Differentiate both side with respect to  $V_{DS}$  and using chain rule, we get

$$\frac{\partial \varepsilon}{\partial V_{DS}} = \sum_{i=1}^{n_L} w_i^L \frac{\partial a_i^L}{\partial V_{DS}} \tag{I.2}$$

following the standard notation introduced in CS230, the output for the ith neuron in the l-th layer is

$$a_i^l = g(z_i^l) \tag{I.3}$$

Differentiate both side with respect to  $V_{DS}$  and using chain rule, we get

$$\frac{\partial a_i^l}{\partial V_{DS}} = g'(z_i^l) \times \frac{\partial z_i^l}{\partial V_{DS}} \tag{I.4}$$

Finally

$$z_i^l = \sum_{i=1}^{n_l} (w_i^l a_i^{l-1}) + b^l \tag{I.5}$$

$$\frac{\partial z_i^l}{\partial V_{DS}} = \sum_{i=1}^{n_l} \left( w_i^l \frac{\partial a_i^{l-1}}{\partial V_{DS}} \right) \tag{I.6}$$

And finally, 
$$T(V_{GS}, V_{GD}) = (V_{GS} + V_{GD}, V_{DS}^2)$$
  

$$\frac{\partial T(V_{GS}, V_{GD})}{\partial V_D} = (-1, 2 \cdot V_{DS})$$
(I.7)

 $\partial \varepsilon / \partial V_G$  can be derived in a similar manner.
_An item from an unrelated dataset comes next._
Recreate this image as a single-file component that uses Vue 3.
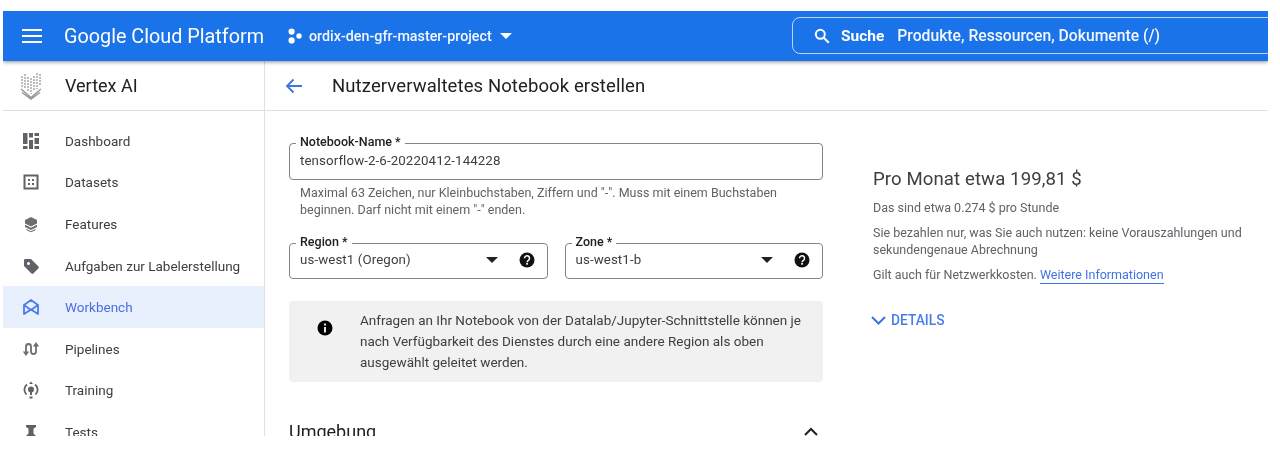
<script setup>
const navItems = [
  { label: 'Dashboard', icon: 'dashboard' },
  { label: 'Datasets', icon: 'datasets' },
  { label: 'Features', icon: 'features' },
  { label: 'Aufgaben zur Labelerstellung', icon: 'label' },
  { label: 'Workbench', icon: 'workbench', active: true },
  { label: 'Pipelines', icon: 'pipelines' },
  { label: 'Training', icon: 'training' },
  { label: 'Tests', icon: 'tests' }
]
const selects = [
  { label: 'Region *', value: 'us-west1 (Oregon)' },
  { label: 'Zone *', value: 'us-west1-b' }
]
</script>

<template>
  <div class="frame">
    <header class="topbar">
      <svg class="menu" width="20" height="14" viewBox="0 0 20 14"><path d="M0 0h20v2H0zM0 6h20v2H0zM0 12h20v2H0z" fill="#fff"/></svg>
      <span class="brand">Google Cloud Platform</span>
      <svg class="project-icon" width="14" height="16" viewBox="0 0 14 16" fill="#fff"><circle cx="3.6" cy="3.6" r="3.1"/><circle cx="3.6" cy="12.4" r="3.1"/><circle cx="11" cy="8" r="2.7"/></svg>
      <span class="project">ordix-den-gfr-master-project</span>
      <span class="project-caret"></span>
      <div class="search">
        <svg width="16" height="16" viewBox="0 0 16 16" fill="none" stroke="#fff" stroke-width="2"><circle cx="6.3" cy="6.3" r="4.5"/><path d="M9.8 9.8l5 5"/></svg>
        <b>Suche</b>
        <span>Produkte, Ressourcen, Dokumente (/)</span>
      </div>
    </header>

    <div class="body">
      <aside class="sidebar">
        <div class="product">
          <svg class="product-icon" width="24" height="28" viewBox="0 0 24 28" fill="none" stroke="#9a9a9a">
            <path d="M2 17l10 8.500 10-8.500M3 20.500l9 6.500 9-6.500" stroke-width="1.500"/>
            <path d="M3 4v11M6 2v15M9 5v15M12 6v16M15 4v15M18 1v16M21 2v12" stroke-width="1.300" stroke-dasharray="2 1"/>
          </svg>
          <span>Vertex AI</span>
        </div>
        <nav class="nav">
          <div v-for="item in navItems" :key="item.label" class="nav-item" :class="{ active: item.active }">
            <svg class="nav-icon" width="18" height="18" viewBox="0 0 18 18">
              <g v-if="item.icon === 'dashboard'" fill="#5f6368">
                <path d="M1 1h4.500v11H1zM1 14h4.500v3H1zM7 1h4v4.500H7zM7 8h4v9H7zM12.500 1H17v3h-4.500zM12.500 6H17v6h-4.500zM12.500 14H17v3h-4.500z"/>
              </g>
              <g v-else-if="item.icon === 'datasets'">
                <path d="M2.500 2.500h13v13h-13z" fill="none" stroke="#5f6368" stroke-width="2"/>
                <path d="M6 6h2v2H6zM10 6h2v2h-2zM6 10h2v2H6zM10 10h2v2h-2z" fill="#5f6368"/>
              </g>
              <g v-else-if="item.icon === 'features'" fill="#6b6f73">
                <path d="M9 2l6 3v3.500l-6 3-6-3V5z"/>
                <path d="M3 9.800l6 3 6-3v2.200l-6 3-6-3z"/>
                <path d="M4 13.700l5 2.500 5-2.500-1 1.800-4 1.800-4-1.800z"/>
              </g>
              <path v-else-if="item.icon === 'label'" fill="#5f6368" fill-rule="evenodd" d="M2 3.200A1.200 1.200 0 0 1 3.200 2H9l7.500 7.500a1.300 1.300 0 0 1 0 1.800l-5.200 5.200a1.300 1.300 0 0 1-1.800 0L2 9zM5 6.500a1.500 1.500 0 1 0 0-.01z"/>
              <g v-else-if="item.icon === 'workbench'" fill="none" stroke="#4a7be8" stroke-width="1.800" stroke-linejoin="round">
                <path d="M2 16V7l7-5 7 5v9l-7-4.500z"/>
                <path d="M2 7l7 5 7-5"/>
              </g>
              <g v-else-if="item.icon === 'pipelines'">
                <path d="M4 13V6.500a2.500 2.500 0 0 1 5 0v5a2.500 2.500 0 0 0 5 0V5" fill="none" stroke="#6b6f73" stroke-width="1.800"/>
                <path d="M.8 11.500L4 16l3.200-4.500zM10.800 6.500L14 2l3.200 4.500z" fill="#6b6f73"/>
              </g>
              <g v-else-if="item.icon === 'training'">
                <circle cx="9" cy="8.500" r="3" fill="#5f6368"/>
                <path d="M9 11v3" stroke="#5f6368" stroke-width="2"/>
                <path d="M4.500 13.500A6.500 6.500 0 0 1 5 3.500M13.500 13.500A6.500 6.500 0 0 0 13 3.500" fill="none" stroke="#5f6368" stroke-width="1.800"/>
                <path d="M9 .5l2 2.500H7z M7.500 15.500h3v2h-3z" fill="#5f6368"/>
              </g>
              <path v-else fill="#5f6368" d="M4 2h10v2l-2.500 1.500v5L14 13v2H4v-2l2.500-2.500v-5L4 4z"/>
            </svg>
            <span>{{ item.label }}</span>
          </div>
        </nav>
      </aside>

      <main class="main">
        <div class="page-head">
          <svg width="18" height="16" viewBox="0 0 18 16" fill="none" stroke="#3f74e0" stroke-width="1.800"><path d="M17 8H2M8.500 1.500L2 8l6.500 6.500"/></svg>
          <h1>Nutzerverwaltetes Notebook erstellen</h1>
        </div>

        <div class="columns">
          <section class="form">
            <div class="field name-field">
              <label>Notebook-Name *</label>
              <span class="value">tensorflow-2-6-20220412-144228</span>
            </div>
            <p class="hint">Maximal 63 Zeichen, nur Kleinbuchstaben, Ziffern und "-". Muss mit einem Buchstaben beginnen. Darf nicht mit einem "-" enden.</p>

            <div class="select-row">
              <div v-for="s in selects" :key="s.label" class="field select-field">
                <label>{{ s.label }}</label>
                <span class="value">{{ s.value }}</span>
                <span class="caret"></span>
                <svg class="help" width="16" height="16" viewBox="0 0 16 16">
                  <circle cx="8" cy="8" r="7.500" fill="#111"/>
                  <path d="M5.500 6.200a2.500 2.500 0 1 1 3.900 2.100c-.9.600-1.300 1-1.300 1.900" fill="none" stroke="#fff" stroke-width="1.500"/>
                  <rect x="7.200" y="11" width="1.700" height="1.700" fill="#fff"/>
                </svg>
              </div>
            </div>

            <div class="notice">
              <svg width="16" height="16" viewBox="0 0 16 16">
                <circle cx="8" cy="8" r="7.500" fill="#000"/>
                <path d="M7.100 3.600h1.800v1.800H7.100zM7.100 7h1.800v5.400H7.100z" fill="#fff"/>
              </svg>
              <p>Anfragen an Ihr Notebook von der Datalab/Jupyter-Schnittstelle können je nach Verfügbarkeit des Dienstes durch eine andere Region als oben ausgewählt geleitet werden.</p>
            </div>

            <div class="section-head">
              <h2>Umgebung</h2>
              <svg width="14" height="9" viewBox="0 0 14 9" fill="none" stroke="#202124" stroke-width="2"><path d="M1 8l6-6 6 6"/></svg>
            </div>
          </section>

          <aside class="cost">
            <h3>Pro Monat etwa 199,81 $</h3>
            <p class="hourly">Das sind etwa 0.274 $ pro Stunde</p>
            <p class="usage">Sie bezahlen nur, was Sie auch nutzen: keine Vorauszahlungen und sekundengenaue Abrechnung</p>
            <p class="network">Gilt auch für Netzwerkkosten. <a>Weitere Informationen</a></p>
            <div class="details">
              <svg width="15" height="9" viewBox="0 0 15 9" fill="none" stroke="#3f74e0" stroke-width="2"><path d="M1 1l6.500 6.500L14 1"/></svg>
              <span>DETAILS</span>
            </div>
          </aside>
        </div>
      </main>
    </div>
  </div>
</template>

<style scoped>
.frame {
  margin: 11px 0 0 3px;
  width: 1265px;
  height: 425px;
  overflow: hidden;
  font-family: Roboto, "Liberation Sans", sans-serif;
  color: #202124;
  background: #fff;
  display: flex;
  flex-direction: column;
  filter: blur(0.45px);
}
.topbar {
  flex: none;
  height: 50px;
  background: #1a73e8;
  color: #fff;
  display: flex;
  align-items: center;
  box-shadow: 0 1px 4px rgba(0, 0, 0, 0.45);
  position: relative;
  z-index: 1;
}
.menu { margin-left: 19px; }
.brand { margin-left: 22px; font-size: 19.800px; width: 224px; white-space: nowrap; }
.project { margin-left: 7px; font-size: 14.300px; font-weight: 500; white-space: nowrap; opacity: .95; }
.project-caret {
  margin-left: 8px;
  border-left: 6px solid transparent;
  border-right: 6px solid transparent;
  border-top: 6px solid #fff;
}
.search {
  position: absolute;
  left: 789px;
  top: 6px;
  width: 500px;
  height: 37px;
  box-sizing: border-box;
  border: 1px solid rgba(255, 255, 255, 0.7);
  border-radius: 8px;
  display: flex;
  align-items: center;
  padding-left: 21px;
  font-size: 15.700px;
}
.search b { margin-left: 11px; font-weight: 700; font-size: 15.500px; }
.search span { margin-left: 13px; font-weight: 500; opacity: .95; }

.body { flex: 1; display: flex; min-height: 0; }
.sidebar {
  flex: none;
  width: 261px;
  border-right: 1px solid #e0e0e0;
  overflow: hidden;
}
.product {
  height: 50px;
  box-sizing: border-box;
  border-bottom: 1px solid #e0e0e0;
  display: flex;
  align-items: center;
  font-size: 18px;
  padding-left: 16px;
}
.product-icon { margin-right: 22px; }
.nav { padding-top: 9px; }
.nav-item {
  height: 41.600px;
  display: flex;
  align-items: center;
  padding-left: 19px;
  font-size: 13.500px;
  color: #3c4043;
  white-space: nowrap;
}
.nav-icon { margin-right: 25px; flex: none; }
.nav-item.active { background: #e8f0fe; color: #4a6fe0; }

.main { flex: 1; min-width: 0; display: flex; flex-direction: column; }
.page-head {
  flex: none;
  height: 50px;
  box-sizing: border-box;
  border-bottom: 1px solid #e0e0e0;
  display: flex;
  align-items: center;
  padding-left: 20px;
}
h1 { margin: 0 0 0 29px; font-size: 18.500px; font-weight: 400; letter-spacing: 0.1px; }
.columns { display: flex; padding: 32px 0 0 24px; }
.form { flex: none; width: 534px; }
.field {
  position: relative;
  box-sizing: border-box;
  border: 1px solid #80868b;
  border-radius: 4px;
  display: flex;
  align-items: center;
  padding-left: 10px;
}
.field label {
  position: absolute;
  left: 6px;
  top: -9px;
  padding: 0 4px;
  background: #fff;
  font-size: 12.500px;
  line-height: 14px;
  font-weight: 500;
  color: #202124;
}
.value { font-size: 13.300px; color: #3c4043; margin-top: -3px; letter-spacing: 0.1px; }
.name-field { height: 37px; }
.hint { margin: 4px 10px 0 11px; font-size: 12.500px; line-height: 17px; color: #5f6368; width: 510px; }
.select-row { display: flex; gap: 17px; margin-top: 25px; }
.select-field { flex: 1; height: 36px; }
.caret {
  margin-left: auto;
  margin-top: -2px;
  border-left: 6px solid transparent;
  border-right: 6px solid transparent;
  border-top: 6px solid #202124;
}
.help { margin: -2px 12px 0 21px; }
.notice {
  margin-top: 22px;
  height: 81px;
  box-sizing: border-box;
  background: #f1f1f1;
  border-radius: 4px;
  display: flex;
  align-items: flex-start;
  padding: 9px 20px 0 28px;
}
.notice svg { flex: none; margin-top: 10px; }
.notice p { margin: 0 0 0 27px; font-size: 13.500px; line-height: 21px; color: #3c4043; }
.section-head {
  margin-top: 39px;
  display: flex;
  justify-content: space-between;
  align-items: center;
  padding-right: 5px;
}
h2 { margin: 0; font-size: 18px; font-weight: 400; }

.cost { margin: 25px 0 0 50px; width: 385px; font-size: 12.500px; color: #5f6368; }
h3 { margin: 0; font-size: 18.600px; font-weight: 400; color: #3c4043; letter-spacing: 0.1px; }
.cost p { margin: 0; line-height: 17px; }
.hourly { padding-top: 9px; }
.usage { padding-top: 8px; }
.network { padding-top: 8px; }
.network a { color: #3f74e0; border-bottom: 1px solid #3f74e0; padding-bottom: 1px; }
.details {
  margin-top: 29px;
  margin-left: -2px;
  display: flex;
  align-items: center;
  font-size: 13.800px;
  font-weight: 500;
  color: #4a7be8;
}
.details span { margin-left: 5px; }
</style>

<style>
html, body { background: #fff; margin: 0; overflow: hidden; }
</style>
Comparing (I.1), (I.3), (I.5) with (I.2), (I.4), (I.6) together with (I.7). we note that the derivative can be computed by the neural network as shown in **Fig. A1**. Note the similarity between such network and the original network shown in **Fig. 5**. In the derivative network, all the biases are set to zero and the same weights from the original network are copied over. The activation function g(x) is replaced by an element-wise multiplication of g'(x) in which x is fed from the original network. To compute  $\partial \varepsilon / \partial V_D$  or  $\partial \varepsilon / \partial V_G$ , input (0,-1) or (1,1) is feed into the network respectively.
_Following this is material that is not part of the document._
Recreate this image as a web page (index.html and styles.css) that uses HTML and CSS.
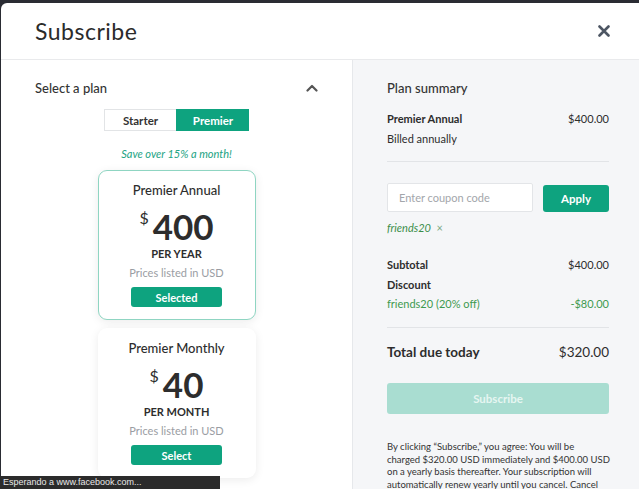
FILE: index.html
```html
<!DOCTYPE html>
<html>
<head>
<meta charset="utf-8">
<link rel="stylesheet" href="styles.css">
</head>
<body>
<div class="modal">
  <header class="modal-head">
    <h1 class="title">Subscribe</h1>
    <button class="close" aria-label="Close">
      <svg width="12" height="12" viewBox="0 0 12 12"><path d="M1.5 1.5 L10.5 10.5 M10.5 1.5 L1.5 10.5" stroke="#4d5663" stroke-width="2.6" stroke-linecap="round"/></svg>
    </button>
  </header>
  <div class="modal-body">
    <section class="plans">
      <div class="plans-head">
        <span class="plans-title">Select a plan</span>
        <svg class="chev" width="12" height="8" viewBox="0 0 12 8"><path d="M1.5 6.5 L6 2 L10.5 6.5" fill="none" stroke="#555" stroke-width="2.2" stroke-linecap="round" stroke-linejoin="round"/></svg>
      </div>
      <div class="toggle">
        <span class="seg">Starter</span>
        <span class="seg seg-on">Premier</span>
      </div>
      <p class="save">Save over 15% a month!</p>
      <div class="card card-on">
        <div class="card-name">Premier Annual</div>
        <div class="price"><span class="cur">$</span><span class="amt">400</span></div>
        <div class="per">PER YEAR</div>
        <div class="note">Prices listed in USD</div>
        <span class="btn-card">Selected</span>
      </div>
      <div class="card">
        <div class="card-name">Premier Monthly</div>
        <div class="price"><span class="cur">$</span><span class="amt">40</span></div>
        <div class="per">PER MONTH</div>
        <div class="note">Prices listed in USD</div>
        <span class="btn-card">Select</span>
      </div>
    </section>
    <section class="summary">
      <h2 class="sum-title">Plan summary</h2>
      <div class="row"><span class="b">Premier Annual</span><span>$400.00</span></div>
      <div class="row sub">Billed annually</div>
      <hr class="rule rule1">
      <div class="coupon">
        <input class="coupon-input" placeholder="Enter coupon code">
        <span class="apply">Apply</span>
      </div>
      <div class="tag">friends20 <span class="tag-x">×</span></div>
      <div class="row r-sub"><span class="b">Subtotal</span><span>$400.00</span></div>
      <div class="row r-disc"><span class="b">Discount</span></div>
      <div class="row r-code green"><span>friends20 (20% off)</span><span>-$80.00</span></div>
      <hr class="rule rule2">
      <div class="row total"><span class="b">Total due today</span><span>$320.00</span></div>
      <div class="subscribe">Subscribe</div>
      <p class="legal">By clicking “Subscribe,” you agree: You will be<br>charged $320.00 USD immediately and $400.00 USD on a yearly basis thereafter. Your subscription will automatically renew yearly until you cancel. Cancel anytime in your account settings to avoid future charges.</p>
    </section>
  </div>
</div>
<div class="status">Esperando a www.facebook.com...</div>
</body>
</html>
```

FILE: styles.css
```css
html, body {
  margin: 0;
  padding: 0;
  height: 100%;
  overflow: hidden;
  background: #2a2c33;
}
body {
  font-family: Lato, "Open Sans", sans-serif;
  color: #2d2d2d;
}
.modal {
  margin-top: 3px;
  margin-left: 1px;
  height: 486px;
  background: #fff;
  border-top-left-radius: 6px;
  display: flex;
  flex-direction: column;
  overflow: hidden;
}
.modal-head {
  height: 56px;
  flex: none;
  border-bottom: 1px solid #e9eaec;
  display: flex;
  align-items: center;
  justify-content: space-between;
  padding: 0 28px 0 34px;
}
.title {
  margin: 0;
  font-size: 23px;
  font-weight: 400;
  color: #2b2b2b;
  letter-spacing: 0.5px;
}
.close {
  border: 0;
  background: none;
  padding: 0;
  width: 14px;
  height: 14px;
  display: flex;
  align-items: center;
  justify-content: center;
}
.modal-body {
  flex: 1;
  display: grid;
  grid-template-columns: 352px 1fr;
}
.plans {
  border-right: 1px solid #e6e8eb;
  padding: 20px 34px 0 34px;
  display: flex;
  flex-direction: column;
  align-items: center;
}
.plans-head {
  align-self: stretch;
  display: flex;
  justify-content: space-between;
  align-items: center;
  height: 16px;
}
.plans-title {
  font-size: 13px;
  font-weight: 500;
  color: #333;
}
.toggle {
  margin-top: 13px;
  display: flex;
  height: 22px;
}
.seg {
  width: 72px;
  display: flex;
  align-items: center;
  justify-content: center;
  font-size: 11.5px;
  font-weight: 700;
  color: #333;
  border: 1px solid #e2e4e6;
  border-right: 0;
  box-sizing: border-box;
}
.seg-on {
  background: #0ea37f;
  border-color: #0ea37f;
  color: #fff;
  width: 73px;
}
.save {
  margin: 16px 0 0;
  font-size: 11px;
  line-height: 14px;
  font-style: italic;
  color: #22a383;
}
.card {
  margin-top: 9px;
  width: 158px;
  box-sizing: border-box;
  border: 1px solid transparent;
  border-radius: 9px;
  background: #fff;
  box-shadow: 0 2px 10px rgba(0,0,0,0.08);
  padding: 11px 0 12px;
  display: flex;
  flex-direction: column;
  align-items: center;
}
.card + .card { margin-top: 8px; }
.card-on { border-color: #8fd5c2; }
.card-name {
  font-size: 13px;
  line-height: 16px;
  font-weight: 500;
  color: #2d2d2d;
}
.price {
  margin-top: 10px;
  height: 36px;
  display: flex;
  align-items: flex-start;
}
.cur {
  font-size: 16px;
  line-height: 16px;
  margin-top: 2px;
  margin-right: 4px;
  color: #2d2d2d;
}
.amt {
  font-size: 35px;
  line-height: 36px;
  font-weight: 700;
  color: #2d2d2d;
}
.per {
  margin-top: 3px;
  font-size: 11px;
  line-height: 14px;
  font-weight: 700;
  color: #2d2d2d;
}
.note {
  margin-top: 5px;
  font-size: 11px;
  line-height: 14px;
  color: #9a9da3;
}
.btn-card {
  margin-top: 7px;
  width: 91px;
  height: 20px;
  border-radius: 3px;
  background: #0ea37f;
  color: #fff;
  font-size: 11px;
  font-weight: 700;
  display: flex;
  align-items: center;
  justify-content: center;
}
.summary {
  background: #f5f6f8;
  padding: 20px 30px 0 34px;
}
.sum-title {
  margin: 0;
  font-size: 13px;
  line-height: 16px;
  font-weight: 500;
  color: #333;
}
.row {
  display: flex;
  justify-content: space-between;
  font-size: 11px;
  line-height: 14px;
  color: #2d2d2d;
}
.b { font-weight: 700; }
.summary .sum-title + .row { margin-top: 16px; }
.sub { margin-top: 6px; }
.rule {
  border: 0;
  border-top: 1px solid #e2e4e7;
  margin: 0;
}
.rule1 { margin-top: 15px; }
.coupon {
  margin-top: 21px;
  display: flex;
  align-items: flex-start;
  gap: 10px;
}
.coupon-input {
  width: 146px;
  height: 29px;
  box-sizing: border-box;
  border: 1px solid #e3e5e8;
  border-radius: 2px;
  background: #fff;
  padding: 0 11px;
  font-family: inherit;
  font-size: 11px;
  outline: none;
}
.coupon-input::placeholder { color: #a3a6ab; }
.apply {
  margin-top: 2px;
  flex: 1;
  height: 27px;
  border-radius: 3px;
  background: #0ea37f;
  color: #fff;
  font-size: 11.5px;
  font-weight: 700;
  display: flex;
  align-items: center;
  justify-content: center;
}
.tag {
  margin-top: 9px;
  font-size: 11px;
  line-height: 14px;
  font-style: italic;
  color: #3c8e4a;
}
.tag-x {
  font-style: normal;
  color: #7aa983;
  margin-left: 3px;
}
.r-sub { margin-top: 23px; }
.r-disc { margin-top: 6px; }
.r-code { margin-top: 5px; }
.green { color: #3f9a50; }
.rule2 { margin-top: 16px; }
.total {
  margin-top: 16px;
  font-size: 13.5px;
  line-height: 17px;
}
.subscribe {
  margin-top: 22px;
  height: 31px;
  border-radius: 3px;
  background: #a9ddd1;
  color: #e6f6f1;
  font-size: 11.5px;
  font-weight: 700;
  display: flex;
  align-items: center;
  justify-content: center;
}
.legal {
  margin: 27px -3px 0 0;
  font-size: 9.5px;
  line-height: 12.7px;
  color: #333;
}
.status {
  position: fixed;
  left: 0;
  bottom: 0;
  width: 217px;
  height: 13px;
  padding-left: 3px;
  background: #2b2b2b;
  color: #e8e8e8;
  font-family: "Liberation Sans", Arial, sans-serif;
  font-size: 9px;
  line-height: 13px;
  white-space: nowrap;
}
```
Fig. A1. (a) Neural network to compute the partial derivatives with respect to the input. To compute  $\partial \varepsilon'/\partial V_G$ , and  $\partial \varepsilon'/\partial V_D$ ,  $(V'_{GD}, V'_{GS}) = (1, 1)$  and (0,-1) are used as the input, respectively. (b) the activation function at each neutron becomes multiplication to the derivative, g'(x) where x and all the weights at each node is fed from the neural network in Fig. 5. All biases are set to zero.